A report from the Leave No Trace Center for Outdoor Ethics is offering a number of recommendations to help reduce overcrowding on popular trails in the Adirondacks. One of the most controversial may be a suggestion to require permits in the High Peaks region.
It’s become common when driving along roads in the eastern High Peaks region to see cars ballooning out of designated parking areas alongside the roadway. There’s also more visible trash and trail damage.

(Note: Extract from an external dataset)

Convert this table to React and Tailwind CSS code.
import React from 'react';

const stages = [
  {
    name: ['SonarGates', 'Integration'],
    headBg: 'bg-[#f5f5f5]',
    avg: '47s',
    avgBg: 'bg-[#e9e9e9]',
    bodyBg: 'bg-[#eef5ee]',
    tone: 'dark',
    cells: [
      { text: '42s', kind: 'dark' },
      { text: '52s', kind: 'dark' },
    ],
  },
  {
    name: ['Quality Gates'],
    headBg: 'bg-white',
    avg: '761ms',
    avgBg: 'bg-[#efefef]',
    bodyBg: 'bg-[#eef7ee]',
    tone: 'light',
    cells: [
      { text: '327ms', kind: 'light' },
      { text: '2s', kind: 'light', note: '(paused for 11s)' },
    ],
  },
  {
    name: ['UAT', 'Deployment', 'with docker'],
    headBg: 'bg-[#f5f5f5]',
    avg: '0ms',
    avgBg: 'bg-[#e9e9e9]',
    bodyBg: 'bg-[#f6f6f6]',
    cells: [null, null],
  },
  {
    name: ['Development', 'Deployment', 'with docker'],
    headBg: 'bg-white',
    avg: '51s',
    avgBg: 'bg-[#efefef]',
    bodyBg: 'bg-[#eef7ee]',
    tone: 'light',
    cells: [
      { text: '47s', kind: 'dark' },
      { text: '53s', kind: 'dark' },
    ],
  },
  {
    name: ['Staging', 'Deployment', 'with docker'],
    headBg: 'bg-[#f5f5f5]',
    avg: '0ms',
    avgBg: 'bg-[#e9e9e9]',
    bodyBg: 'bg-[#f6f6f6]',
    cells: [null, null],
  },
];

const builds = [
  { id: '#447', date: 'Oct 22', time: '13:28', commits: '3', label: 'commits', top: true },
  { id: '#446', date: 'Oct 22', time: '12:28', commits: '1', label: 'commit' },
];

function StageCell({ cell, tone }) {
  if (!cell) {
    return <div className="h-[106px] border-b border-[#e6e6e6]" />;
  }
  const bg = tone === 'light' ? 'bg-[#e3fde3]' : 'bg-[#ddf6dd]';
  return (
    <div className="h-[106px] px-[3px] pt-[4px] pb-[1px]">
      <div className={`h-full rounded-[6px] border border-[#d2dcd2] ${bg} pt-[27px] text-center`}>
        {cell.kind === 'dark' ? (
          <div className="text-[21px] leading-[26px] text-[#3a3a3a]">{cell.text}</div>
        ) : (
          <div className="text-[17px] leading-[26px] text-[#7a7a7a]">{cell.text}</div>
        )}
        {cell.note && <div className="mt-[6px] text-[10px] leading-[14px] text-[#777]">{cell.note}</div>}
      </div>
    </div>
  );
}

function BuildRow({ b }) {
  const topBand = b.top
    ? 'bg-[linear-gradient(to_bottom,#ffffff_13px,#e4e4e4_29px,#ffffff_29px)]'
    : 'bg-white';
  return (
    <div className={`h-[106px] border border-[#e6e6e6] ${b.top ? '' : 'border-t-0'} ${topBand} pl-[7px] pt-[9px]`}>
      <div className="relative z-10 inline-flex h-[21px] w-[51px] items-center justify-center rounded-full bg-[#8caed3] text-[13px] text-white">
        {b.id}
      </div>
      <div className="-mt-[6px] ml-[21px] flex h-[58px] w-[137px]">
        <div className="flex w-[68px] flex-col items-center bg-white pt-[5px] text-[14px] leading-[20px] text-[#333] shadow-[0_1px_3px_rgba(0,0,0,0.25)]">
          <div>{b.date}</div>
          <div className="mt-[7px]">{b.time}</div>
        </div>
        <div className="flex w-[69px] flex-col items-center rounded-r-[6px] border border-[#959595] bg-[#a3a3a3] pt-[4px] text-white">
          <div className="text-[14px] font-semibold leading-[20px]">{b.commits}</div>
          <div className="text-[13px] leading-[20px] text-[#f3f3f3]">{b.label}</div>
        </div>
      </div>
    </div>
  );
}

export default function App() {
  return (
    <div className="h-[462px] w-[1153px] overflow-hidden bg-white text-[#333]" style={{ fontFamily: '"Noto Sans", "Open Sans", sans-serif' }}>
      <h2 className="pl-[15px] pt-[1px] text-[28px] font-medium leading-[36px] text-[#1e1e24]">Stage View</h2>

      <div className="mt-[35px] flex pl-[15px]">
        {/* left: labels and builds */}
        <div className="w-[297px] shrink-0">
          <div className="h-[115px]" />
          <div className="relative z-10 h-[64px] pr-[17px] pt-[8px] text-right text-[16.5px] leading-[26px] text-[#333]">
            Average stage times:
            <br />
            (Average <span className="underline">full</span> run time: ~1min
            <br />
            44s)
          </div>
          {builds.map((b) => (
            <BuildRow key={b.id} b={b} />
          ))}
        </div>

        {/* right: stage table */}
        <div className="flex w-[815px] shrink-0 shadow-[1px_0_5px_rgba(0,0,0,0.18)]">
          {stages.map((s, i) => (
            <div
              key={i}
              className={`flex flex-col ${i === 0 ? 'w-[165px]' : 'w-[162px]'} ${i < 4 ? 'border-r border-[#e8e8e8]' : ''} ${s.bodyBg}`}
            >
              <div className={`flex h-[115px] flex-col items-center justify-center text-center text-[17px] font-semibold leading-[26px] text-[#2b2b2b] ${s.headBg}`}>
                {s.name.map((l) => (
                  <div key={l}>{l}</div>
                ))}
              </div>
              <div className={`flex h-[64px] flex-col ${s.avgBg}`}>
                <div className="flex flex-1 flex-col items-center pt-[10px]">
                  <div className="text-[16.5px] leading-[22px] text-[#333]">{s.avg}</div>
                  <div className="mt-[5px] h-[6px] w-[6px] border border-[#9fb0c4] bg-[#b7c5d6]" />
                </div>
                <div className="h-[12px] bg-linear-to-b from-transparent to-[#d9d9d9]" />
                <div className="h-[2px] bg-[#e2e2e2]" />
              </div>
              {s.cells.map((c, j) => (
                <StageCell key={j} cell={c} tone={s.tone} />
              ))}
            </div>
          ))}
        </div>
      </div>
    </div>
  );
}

In August 2019 an effort was launched to begin a study and to educate hikers about their impact on the Adirondacks. At the time Leave No Trace Center for Outdoor Ethics Outreach Manager Mitch Warnick said the Adirondacks had been designated a Hot Spot – an area experiencing severe impacts from overuse. “The Hot Spot program is our flagship program where we work with select parks and protected areas that are experiencing extremely high levels of recreational impacts. And we work with the stakeholders and community to further implement Leave No Trace and better the landscape as a whole.”

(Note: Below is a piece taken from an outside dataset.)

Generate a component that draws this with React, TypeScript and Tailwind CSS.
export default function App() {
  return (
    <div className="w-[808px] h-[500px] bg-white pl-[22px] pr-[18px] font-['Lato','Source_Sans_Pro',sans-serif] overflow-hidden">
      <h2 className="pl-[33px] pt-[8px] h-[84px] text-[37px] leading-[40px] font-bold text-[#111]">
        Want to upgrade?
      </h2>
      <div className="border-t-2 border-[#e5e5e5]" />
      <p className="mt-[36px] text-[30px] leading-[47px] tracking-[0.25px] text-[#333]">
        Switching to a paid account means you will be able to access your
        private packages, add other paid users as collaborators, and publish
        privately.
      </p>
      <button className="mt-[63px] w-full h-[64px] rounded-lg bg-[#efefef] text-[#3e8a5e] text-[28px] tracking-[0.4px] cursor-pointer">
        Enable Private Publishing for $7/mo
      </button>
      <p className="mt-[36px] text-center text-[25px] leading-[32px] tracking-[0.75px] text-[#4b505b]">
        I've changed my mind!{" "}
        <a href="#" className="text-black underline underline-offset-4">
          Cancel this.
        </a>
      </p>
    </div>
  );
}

The Leave No Trace Center has now issued a report: “Managing Recreation-Related Impacts in the Adirondack Park and Building a Culture of Wildlands Stewardship.” It surveyed land managers and stakeholders and determined that hiking, water activities, camping, peak bagging and winter sports were the most popular activities. The highest concerns are overuse, crowding, trail degradation and erosion, human and pet waste, parking issues, and unprepared visitors.
Adirondack Council spokesman John Sheehan says the report highlights the challenges the region has been facing for several years. “We’ve seen the trends all continue in the same direction despite the fact that we have a global pandemic and the Canadian border is closed. So we’re a little stunned by how many people have shown up in the Adirondacks this summer both in the back country to hike and camp but also out on the water to boat and recreate that way.”
Officials have been trying to get people to use areas outside of the High Peaks region. One of the recommendations in the Leave No Trace report that is garnering some attention is a permit system for high use areas. It notes that national parks use permits. Sheehan says permits are already required in some areas of the Adirondacks. “For example if you want to camp on one of the islands on Lake George you’ve got to reserve it. The Department of Environmental Conservation is also doing things in the High Peaks Wilderness Area that they aren’t doing in other places such as there is a lower number of group sizes allowed in the High Peaks Wilderness than in other places. And really I think since 1999 the state has had permission to consider permits for this area but it’s been reluctant to pull the trigger on that. But I think it’s becoming very clear that we need to do something to limit access to the most popular places.”
Adirondack Wild: Friends of the Forest Preserve has been advocating for a permit or limited entry system in the High Peaks since 2016. Managing Partner David Gibson says indirect methods to control overcrowding aren’t working. “Some direct methods are now needed and one of those methods used around the country, which Leave No Trace acknowledges, is limits on entry. But it has to be well studied and fair to the public and to the hiking community across the state.”
The report also provides short- and long-term recommendations including enhanced visitor education, improved waste management and trail maintenance funding. Sheehan says the report points out a number of management changes that could make a substantial difference in the Adirondacks. “Having a game plan for how to proceed once we have the money and political will in place to address the problem is very important and we think that this can provide just that game plan for the state.”